Exhibit 10.1
CONFIDENTIAL SETTLEMENT AGREEMENT AND RELEASE
This
Settlement Agreement (the “Agreement”) is made this
ninteeth (19th) day of December 2007, being the last day on
which all parties sign this Agreement (the “Effective
Date”) by and among Verizon Federal Inc,
(“Verizon”); and Government Telecommunications, Inc.

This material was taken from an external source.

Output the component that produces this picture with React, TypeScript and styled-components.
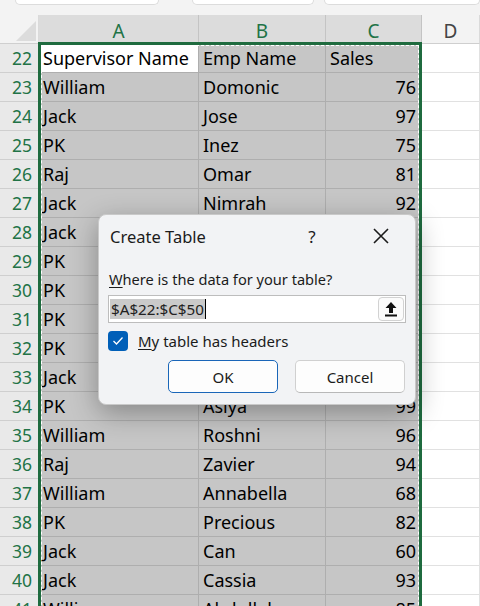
import React from 'react'
import styled, { createGlobalStyle } from 'styled-components'

const GlobalStyle = createGlobalStyle`
  html, body {
    margin: 0;
    padding: 0;
    background: #ffffff;
  }
  body {
    font-family: "Noto Sans", "Open Sans", sans-serif;
  }
`

const Sheet = styled.div`
  position: relative;
  width: 480px;
  height: 606px;
  overflow: hidden;
  background: #ffffff;
`

const TopBar = styled.div`
  display: flex;
  height: 15px;
  background: #f3f3f3;
  padding-left: 15px;
`

const BarBox = styled.div<{ $w: number; $ml?: number }>`
  width: ${(p) => p.$w}px;
  margin-left: ${(p) => p.$ml || 0}px;
  height: 4px;
  background: #ffffff;
  border: 1px solid #dcdcdc;
  border-top: none;
  border-radius: 0 0 6px 6px;
`

const Grid = styled.div`
  display: grid;
  grid-template-columns: 39px 160px 127px 96px 1fr;
  grid-auto-rows: 29px;
  font-size: 18px;
  color: #000;
`

const Corner = styled.div`
  position: relative;
  background: #f3f3f3;
  border-right: 1px solid #dadada;
  border-bottom: 1px solid #cfcfcf;

  &:after {
    content: '';
    position: absolute;
    right: 2px;
    bottom: 2px;
    width: 0;
    height: 0;
    border-left: 20px solid transparent;
    border-bottom: 20px solid #dcdcdc;
  }
`

const ColHeader = styled.div<{ $selected?: boolean }>`
  display: flex;
  align-items: center;
  justify-content: center;
  background: ${(p) => (p.$selected ? '#dcdcdc' : '#f3f3f3')};
  color: ${(p) => (p.$selected ? '#217346' : '#444')};
  border-right: 1px solid ${(p) => (p.$selected ? '#c4c4c4' : '#dadada')};
  border-bottom: 1px solid #cfcfcf;
  font-size: 19px;
  padding-top: 3px;
  box-sizing: border-box;
`

const RowHeader = styled.div`
  display: flex;
  align-items: center;
  justify-content: flex-end;
  padding-right: 7px;
  background: #e9e9e9;
  color: #217346;
  font-size: 17.5px;
  border-bottom: 1px solid #cfcfcf;
  box-sizing: border-box;
`

const Cell = styled.div<{ $active?: boolean; $selected?: boolean; $right?: boolean }>`
  display: flex;
  align-items: center;
  justify-content: ${(p) => (p.$right ? 'flex-end' : 'flex-start')};
  padding: 0 5px 0 4px;
  white-space: nowrap;
  overflow: hidden;
  box-sizing: border-box;
  background: ${(p) => (p.$active ? '#ffffff' : p.$selected ? '#c6c6c6' : '#ffffff')};
  border-right: 1px solid ${(p) => (p.$selected ? '#aeaeae' : '#e1e1e1')};
  border-bottom: 1px solid ${(p) => (p.$selected ? '#aeaeae' : '#e1e1e1')};
`

const Marquee = styled.div`
  position: absolute;
  left: 38px;
  top: 42px;
  width: 378px;
  height: 600px;
  border: 3px solid #1f6b3f;

  &:after {
    content: '';
    position: absolute;
    inset: 0;
    border: 1px dashed #ffffff;
  }
`

const Dialog = styled.div`
  position: absolute;
  left: 98px;
  top: 214px;
  width: 318px;
  height: 191px;
  box-sizing: border-box;
  background: #f2f3f5;
  border: 1px solid #c9c9c9;
  border-radius: 8px;
  box-shadow: 0 8px 28px rgba(0, 0, 0, 0.32);
  color: #1b1b1b;
  display: flex;
  flex-direction: column;
`

const TitleBar = styled.div`
  height: 42px;
  display: flex;
  align-items: center;
  padding-left: 11px;
  font-size: 16.5px;
`

const Title = styled.div`
  flex: 1;
`

const Help = styled.div`
  width: 26px;
  text-align: center;
  font-size: 17px;
  margin-right: 41px;
`

const Close = styled.div`
  width: 30px;
  display: flex;
  justify-content: center;
  margin-right: 19px;
`

const Body = styled.div`
  padding: 12px 9px 0 9px;
  display: flex;
  flex-direction: column;
  font-size: 14.6px;
`

const Prompt = styled.div`
  padding-left: 1px;
  height: 26px;
`

const Key = styled.span`
  text-decoration: underline;
  text-underline-offset: 2px;
`

const RangeInput = styled.div`
  height: 28px;
  box-sizing: border-box;
  background: #ffffff;
  border: 1px solid #bdbdbd;
  display: flex;
  align-items: center;
  padding-left: 1px;
  font-size: 15.2px;
`

const Selected = styled.span`
  background: #cacaca;
  color: #222;
  padding: 0 1px;
  line-height: 20px;
  border-right: 1px solid #000;
`

const Spacer = styled.div`
  flex: 1;
`

const PickButton = styled.div`
  width: 26px;
  height: 24px;
  box-sizing: border-box;
  border: 1px solid #d2d2d2;
  border-radius: 4px;
  background: #fbfbfb;
  display: flex;
  align-items: center;
  justify-content: center;
  margin-right: 1px;
`

const CheckRow = styled.div`
  display: flex;
  align-items: center;
  margin-top: 8px;
  gap: 10px;
  font-size: 15px;
`

const CheckBox = styled.div`
  width: 20px;
  height: 20px;
  border-radius: 4px;
  background: #005fb8;
  display: flex;
  align-items: center;
  justify-content: center;
`

const Buttons = styled.div`
  display: flex;
  justify-content: flex-end;
  gap: 17px;
  margin-top: 9px;
  padding-right: 1px;
`

const Button = styled.div<{ $primary?: boolean }>`
  width: 110px;
  height: 33px;
  box-sizing: border-box;
  background: #fdfdfd;
  border: 1px solid ${(p) => (p.$primary ? '#1a66b8' : '#d0d0d0')};
  border-bottom-color: ${(p) => (p.$primary ? '#1a66b8' : '#b8b8b8')};
  border-radius: 5px;
  display: flex;
  align-items: center;
  justify-content: center;
  font-size: 15px;
  color: #1b1b1b;
`

type Row = [string, string, string]

const rows: Row[] = [
  ['William', 'Domonic', '76'],
  ['Jack', 'Jose', '97'],
  ['PK', 'Inez', '75'],
  ['Raj', 'Omar', '81'],
  ['Jack', 'Nimrah', '92'],
  ['Jack', 'Aarav', '79'],
  ['PK', 'Elena', '86'],
  ['PK', 'Hamza', '77'],
  ['PK', 'Lucas', '91'],
  ['PK', 'Mira', '70'],
  ['Jack', 'Noah', '88'],
  ['PK', 'Asiya', '99'],
  ['William', 'Roshni', '96'],
  ['Raj', 'Zavier', '94'],
  ['William', 'Annabella', '68'],
  ['PK', 'Precious', '82'],
  ['Jack', 'Can', '60'],
  ['Jack', 'Cassia', '93'],
  ['William', 'Abdullah', '85'],
]

const App = () => (
  <Sheet>
    <GlobalStyle />
    <TopBar>
      <BarBox $w={147} />
      <BarBox $w={125} $ml={33} />
      <BarBox $w={160} $ml={10} />
    </TopBar>
    <Grid>
      <Corner />
      <ColHeader $selected>A</ColHeader>
      <ColHeader $selected>B</ColHeader>
      <ColHeader $selected>C</ColHeader>
      <ColHeader>D</ColHeader>

      <RowHeader>22</RowHeader>
      <Cell $active $selected>Supervisor Name</Cell>
      <Cell $selected>Emp Name</Cell>
      <Cell $selected>Sales</Cell>
      <Cell />

      {rows.map((r, i) => (
        <React.Fragment key={i}>
          <RowHeader>{23 + i}</RowHeader>
          <Cell $selected>{r[0]}</Cell>
          <Cell $selected>{r[1]}</Cell>
          <Cell $selected $right>{r[2]}</Cell>
          <Cell />
        </React.Fragment>
      ))}
    </Grid>
    <Marquee />
    <Dialog>
      <TitleBar>
        <Title>Create Table</Title>
        <Help>?</Help>
        <Close>
          <svg width="18" height="18" viewBox="0 0 18 18">
            <path d="M2 2 L16 16 M16 2 L2 16" stroke="#1b1b1b" strokeWidth="1.6" fill="none" />
          </svg>
        </Close>
      </TitleBar>
      <Body>
        <Prompt>
          <Key>W</Key>here is the data for your table?
        </Prompt>
        <RangeInput>
          <Selected>$A$22:$C$50</Selected>
          <Spacer />
          <PickButton>
            <svg width="14" height="16" viewBox="0 0 14 16">
              <path d="M7 1 L12.5 7 H9 V12 H5 V7 H1.5 Z" fill="#111" />
              <rect x="1" y="13.5" width="12" height="2" fill="#111" />
            </svg>
          </PickButton>
        </RangeInput>
        <CheckRow>
          <CheckBox>
            <svg width="12" height="10" viewBox="0 0 12 10">
              <path d="M1.5 5 L4.5 8 L10.5 1.5" stroke="#fff" strokeWidth="1.3" fill="none" />
            </svg>
          </CheckBox>
          <span>
            <Key>M</Key>y table has headers
          </span>
        </CheckRow>
        <Buttons>
          <Button $primary>OK</Button>
          <Button>Cancel</Button>
        </Buttons>
      </Body>
    </Dialog>
  </Sheet>
)

export default App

(“GTI”) and GTI’s parent company, Applied Digital
Solutions, Inc. (“ADS”); collectively referred to
herein as the “Parties.”
WHEREAS, on
June 22, 1998, GTI and Verizon (then known as Bell Atlantic
Federal Integrated Solutions, Inc.) entered into a subcontract
under which Verizon agreed to perform work under a General Services
Administration’s (“GSA”) WACS program for GTI in
the Northeast and Mid-Atlantic states (the
“subcontract”);
WHEREAS, on
August 14, 2006, GTI filed an action against Verizon in the
Fairfax County Court of Virginia, which is pending as Civil Action
No. CL -0610233 (the “Lawsuit”), alleging among
other things, breach of contract and tortious interference in
connection with the District of Columbia Public School’s
determination to use the GSA WITS contract. On October 19,
2006, Verizon filed a counterclaim against GTI for failure to pay
invoices owed under the subcontract.
WHEREAS, the
Parties now wish to settle and resolve the dispute without
admitting liability and wish to terminate the pending
litigation.
NOW,
THEREFORE, in consideration of the respective promises set forth
here, and for other good and valuable consideration, the receipt
and sufficiency of which are acknowledged, the Parties agree as
follows.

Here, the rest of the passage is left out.